Afrique : les transactions en crypto explosent

Pendant longtemps, envoyer de l’argent à travers les frontières africaines relevait d’un parcours du combattant : files d’attente dans les agences de transfert, frais exorbitants et délais interminables. L’arrivée des cryptomonnaies a bouleversé cette réalité. De plus en plus de particuliers, de commerçants et même de petites entreprises s’en servent désormais pour contourner l’instabilité des monnaies locales, échapper à l’inflation et fluidifier les échanges régionaux. Dans certaines villes, il est aujourd’hui aussi naturel de régler un service avec du bitcoin que de payer en espèces. Cette adoption progressive, d’abord portée par la jeunesse connectée, s’est transformée en véritable outil d’intégration économique.

Un marché qui s’emballe

Les chiffres récents confirment l’ampleur du phénomène : entre juillet 2024 et juin 2025, les transactions en cryptomonnaies ont atteint 205 milliards de dollars en Afrique subsaharienne, soit une hausse d’environ 52 % par rapport à l’année précédente. Cette performance propulse la région au troisième rang mondial, derrière l’Asie-Pacifique et l’Amérique latine, deux zones déjà reconnues pour leur dynamisme numérique. L’Afrique n’est donc plus une simple consommatrice de solutions importées, mais un terrain d’expérimentation où les monnaies virtuelles répondent à des besoins concrets : envoyer de l’argent à la famille, sécuriser ses économies ou commercer au-delà des frontières sans dépendre des banques traditionnelles.
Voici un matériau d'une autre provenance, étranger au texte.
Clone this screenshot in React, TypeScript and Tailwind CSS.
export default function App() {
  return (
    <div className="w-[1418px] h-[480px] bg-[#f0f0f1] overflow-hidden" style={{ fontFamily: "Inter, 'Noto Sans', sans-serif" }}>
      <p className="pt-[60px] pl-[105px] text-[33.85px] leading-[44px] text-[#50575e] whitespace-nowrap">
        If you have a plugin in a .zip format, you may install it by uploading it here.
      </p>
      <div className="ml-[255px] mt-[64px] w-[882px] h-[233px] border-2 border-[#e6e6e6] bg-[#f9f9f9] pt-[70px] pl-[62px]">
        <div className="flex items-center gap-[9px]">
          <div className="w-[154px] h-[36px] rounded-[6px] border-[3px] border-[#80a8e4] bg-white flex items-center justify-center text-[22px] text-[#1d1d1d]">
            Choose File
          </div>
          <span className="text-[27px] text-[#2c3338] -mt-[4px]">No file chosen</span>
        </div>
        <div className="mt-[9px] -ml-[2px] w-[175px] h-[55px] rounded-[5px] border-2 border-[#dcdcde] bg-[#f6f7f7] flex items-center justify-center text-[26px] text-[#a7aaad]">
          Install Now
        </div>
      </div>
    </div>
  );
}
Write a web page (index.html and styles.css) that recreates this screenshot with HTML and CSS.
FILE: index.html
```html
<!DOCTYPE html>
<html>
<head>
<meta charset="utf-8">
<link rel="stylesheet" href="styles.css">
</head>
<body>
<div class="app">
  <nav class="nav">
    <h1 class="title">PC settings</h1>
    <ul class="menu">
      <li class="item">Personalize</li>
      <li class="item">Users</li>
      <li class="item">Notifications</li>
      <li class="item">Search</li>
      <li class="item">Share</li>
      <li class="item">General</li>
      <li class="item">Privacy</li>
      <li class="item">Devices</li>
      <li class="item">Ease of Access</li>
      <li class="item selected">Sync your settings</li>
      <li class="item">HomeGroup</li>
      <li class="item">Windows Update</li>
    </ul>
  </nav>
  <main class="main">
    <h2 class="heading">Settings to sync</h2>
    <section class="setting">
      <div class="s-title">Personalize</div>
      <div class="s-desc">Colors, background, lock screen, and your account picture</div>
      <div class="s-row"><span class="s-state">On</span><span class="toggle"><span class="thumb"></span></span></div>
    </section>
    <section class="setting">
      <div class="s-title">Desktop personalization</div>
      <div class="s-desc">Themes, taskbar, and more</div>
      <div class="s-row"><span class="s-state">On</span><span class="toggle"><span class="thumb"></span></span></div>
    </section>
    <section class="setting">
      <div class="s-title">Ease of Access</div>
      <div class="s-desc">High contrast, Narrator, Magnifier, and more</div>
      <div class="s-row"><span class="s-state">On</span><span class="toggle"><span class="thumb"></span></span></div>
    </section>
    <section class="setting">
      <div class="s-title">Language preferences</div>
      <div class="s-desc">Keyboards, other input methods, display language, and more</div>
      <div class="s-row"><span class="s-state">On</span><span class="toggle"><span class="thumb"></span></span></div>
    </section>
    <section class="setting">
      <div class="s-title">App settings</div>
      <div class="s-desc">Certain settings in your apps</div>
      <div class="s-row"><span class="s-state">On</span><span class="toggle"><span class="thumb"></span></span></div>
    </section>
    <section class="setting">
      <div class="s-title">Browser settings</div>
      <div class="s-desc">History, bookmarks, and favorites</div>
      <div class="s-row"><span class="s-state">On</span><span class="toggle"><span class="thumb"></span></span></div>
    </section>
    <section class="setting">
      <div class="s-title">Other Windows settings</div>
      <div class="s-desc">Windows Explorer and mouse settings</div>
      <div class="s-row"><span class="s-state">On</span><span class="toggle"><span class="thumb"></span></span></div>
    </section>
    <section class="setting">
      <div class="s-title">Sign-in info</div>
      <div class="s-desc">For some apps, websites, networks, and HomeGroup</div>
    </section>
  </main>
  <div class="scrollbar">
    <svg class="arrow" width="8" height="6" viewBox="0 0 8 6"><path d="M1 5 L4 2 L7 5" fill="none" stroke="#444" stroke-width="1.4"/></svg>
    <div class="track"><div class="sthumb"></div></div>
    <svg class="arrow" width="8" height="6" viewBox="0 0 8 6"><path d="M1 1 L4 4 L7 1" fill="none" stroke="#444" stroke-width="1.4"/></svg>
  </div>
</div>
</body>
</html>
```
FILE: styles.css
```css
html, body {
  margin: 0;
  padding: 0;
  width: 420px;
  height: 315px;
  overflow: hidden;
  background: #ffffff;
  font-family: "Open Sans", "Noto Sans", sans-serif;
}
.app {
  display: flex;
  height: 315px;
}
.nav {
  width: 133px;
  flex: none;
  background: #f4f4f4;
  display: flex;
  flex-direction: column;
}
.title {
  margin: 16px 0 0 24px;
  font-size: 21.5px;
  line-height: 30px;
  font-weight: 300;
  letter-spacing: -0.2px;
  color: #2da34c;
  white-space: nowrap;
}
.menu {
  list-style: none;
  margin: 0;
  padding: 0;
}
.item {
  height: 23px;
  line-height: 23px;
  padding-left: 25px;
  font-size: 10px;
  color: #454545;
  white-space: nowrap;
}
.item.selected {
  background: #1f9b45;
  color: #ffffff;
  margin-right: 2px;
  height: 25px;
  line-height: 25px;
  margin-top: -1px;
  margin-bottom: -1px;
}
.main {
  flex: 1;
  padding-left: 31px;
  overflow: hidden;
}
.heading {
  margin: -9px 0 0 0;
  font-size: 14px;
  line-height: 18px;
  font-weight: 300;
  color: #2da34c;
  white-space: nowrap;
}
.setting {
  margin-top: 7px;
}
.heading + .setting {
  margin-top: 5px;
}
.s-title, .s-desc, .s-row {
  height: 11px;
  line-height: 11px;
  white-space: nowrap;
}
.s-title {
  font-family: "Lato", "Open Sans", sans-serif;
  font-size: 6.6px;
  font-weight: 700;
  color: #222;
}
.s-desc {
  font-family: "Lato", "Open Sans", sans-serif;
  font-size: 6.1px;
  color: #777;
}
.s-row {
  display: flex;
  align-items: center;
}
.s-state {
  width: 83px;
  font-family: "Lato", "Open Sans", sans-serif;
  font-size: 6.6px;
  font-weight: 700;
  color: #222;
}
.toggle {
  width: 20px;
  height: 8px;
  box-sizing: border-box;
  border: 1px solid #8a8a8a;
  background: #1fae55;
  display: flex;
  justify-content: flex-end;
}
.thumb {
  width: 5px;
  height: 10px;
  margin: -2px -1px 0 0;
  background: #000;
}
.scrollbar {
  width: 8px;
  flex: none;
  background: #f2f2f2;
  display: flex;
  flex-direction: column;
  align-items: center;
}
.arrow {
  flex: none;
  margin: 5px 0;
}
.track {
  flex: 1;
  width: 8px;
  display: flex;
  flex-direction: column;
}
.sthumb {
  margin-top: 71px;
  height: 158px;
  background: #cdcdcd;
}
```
Le Nigeria domine très largement ce mouvement, avec plus de 92 milliards de dollars de transactions, presque trois fois plus que l’Afrique du Sud, son poursuivant direct. L’Éthiopie, le Kenya et le Ghana suivent, confirmant une tendance continentale qui touche aussi bien les économies les plus structurées que celles en pleine émergence.

La suprématie du bitcoin et ses implications

Parmi toutes les cryptodevises, le bitcoin garde une longueur d’avance. Au Nigeria, il représente près de neuf achats sur dix, tandis qu’en Afrique du Sud, il concentre environ les trois quarts des acquisitions. Cette préférence témoigne d’une recherche de stabilité dans un environnement économique marqué par la volatilité des monnaies locales. Pour de nombreux utilisateurs, le bitcoin n’est pas seulement un placement, mais une sorte de “monnaie refuge” utilisée au quotidien.
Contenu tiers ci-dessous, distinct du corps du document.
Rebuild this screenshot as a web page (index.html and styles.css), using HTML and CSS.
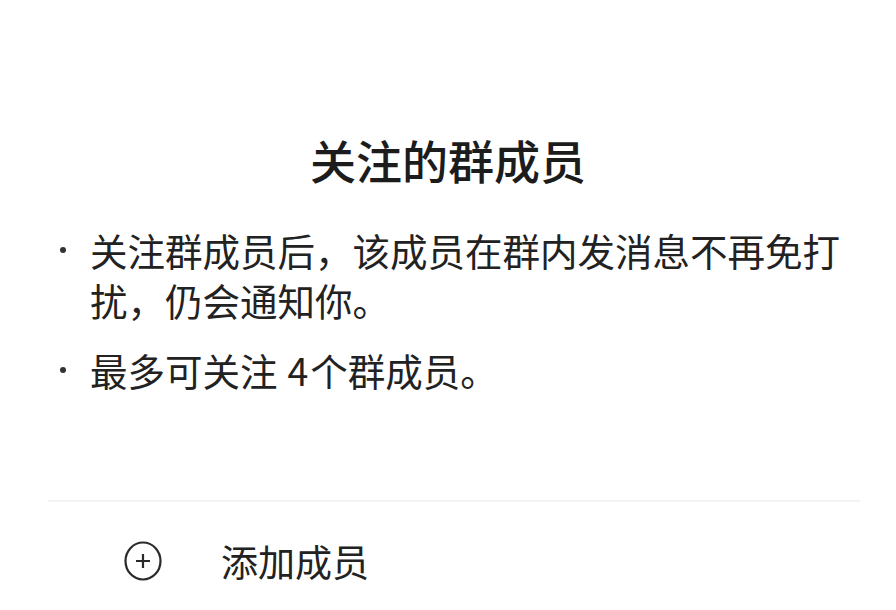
FILE: index.html
```html
<!DOCTYPE html>
<html lang="zh-CN">
<head>
    <meta charset="UTF-8">
    <meta name="viewport" content="width=device-width, initial-scale=1.0">
    <title>关注的群成员</title>
    <link rel="stylesheet" href="styles.css">
</head>
<body>
    <div class="sheet">
        <h1 class="title">关注的群成员</h1>

        <ul class="notes">
            <li>关注群成员后，该成员在群内发消息不再免打扰，仍会通知你。</li>
            <li>最多可关注<span class="num">4</span>个群成员。</li>
        </ul>

        <div class="add-row">
            <span class="add-icon">
                <svg width="38" height="40" viewBox="0 0 38 40">
                    <ellipse cx="19" cy="20" rx="17.5" ry="18.5" fill="none" stroke="#2a2a2a" stroke-width="2.2"/>
                    <path d="M19 13v14M12 20h14" stroke="#2a2a2a" stroke-width="2.2" fill="none"/>
                </svg>
            </span>
            <span class="add-label">添加成员</span>
        </div>
    </div>
</body>
</html>
```

FILE: styles.css
```css
body {
    margin: 0;
    background-color: #ffffff;
    font-family: "Noto Sans CJK SC", "Noto Sans", sans-serif;
    color: #222222;
}

.sheet {
    padding-top: 129px;
}

.title {
    margin: 0;
    font-size: 46px;
    line-height: 60px;
    font-weight: 500;
    text-align: center;
    color: #1c1c1c;
}

/* bullet notes under the title */
.notes {
    list-style: none;
    margin: 36px 0 0;
    padding: 0 40px 0 90px;
    font-size: 37.5px;
    line-height: 50px;
}

.notes li {
    position: relative;
}

.notes li + li {
    margin-top: 20px;
}

.notes li::before {
    content: "";
    position: absolute;
    left: -30px;
    top: 22px;
    width: 6px;
    height: 6px;
    border-radius: 50%;
    background-color: #333333;
}

.num {
    margin: 0 2px 0 10px;
}

/* bottom action row */
.add-row {
    display: flex;
    align-items: center;
    margin: 105px 36px 0 48px;
    padding: 34px 0 0 76px;
    border-top: 2px solid #f3f3f3;
}

.add-icon {
    display: flex;
    width: 38px;
    height: 40px;
}

.add-label {
    margin-left: 59px;
    font-size: 37px;
    line-height: 50px;
}
```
Cependant, cette montée en puissance soulève aussi de nouvelles questions. Comment encadrer un marché aussi florissant sans freiner l’innovation ? Les États, partagés entre méfiance et volonté de capter cette énergie économique, devront trouver un équilibre entre régulation et liberté d’usage. Dans le même temps, les acteurs de la finance traditionnelle voient s’éroder leur monopole, contraints d’imaginer des alternatives pour rester pertinents.

La progression fulgurante des cryptomonnaies en Afrique subsaharienne illustre la capacité du continent à s’approprier des outils modernes et à les adapter à ses réalités. Si la tendance se confirme, elle pourrait redessiner le paysage financier et favoriser une inclusion économique inédite. L’avenir dépendra de la manière dont usagers, régulateurs et investisseurs sauront transformer cet engouement en un moteur durable de développement.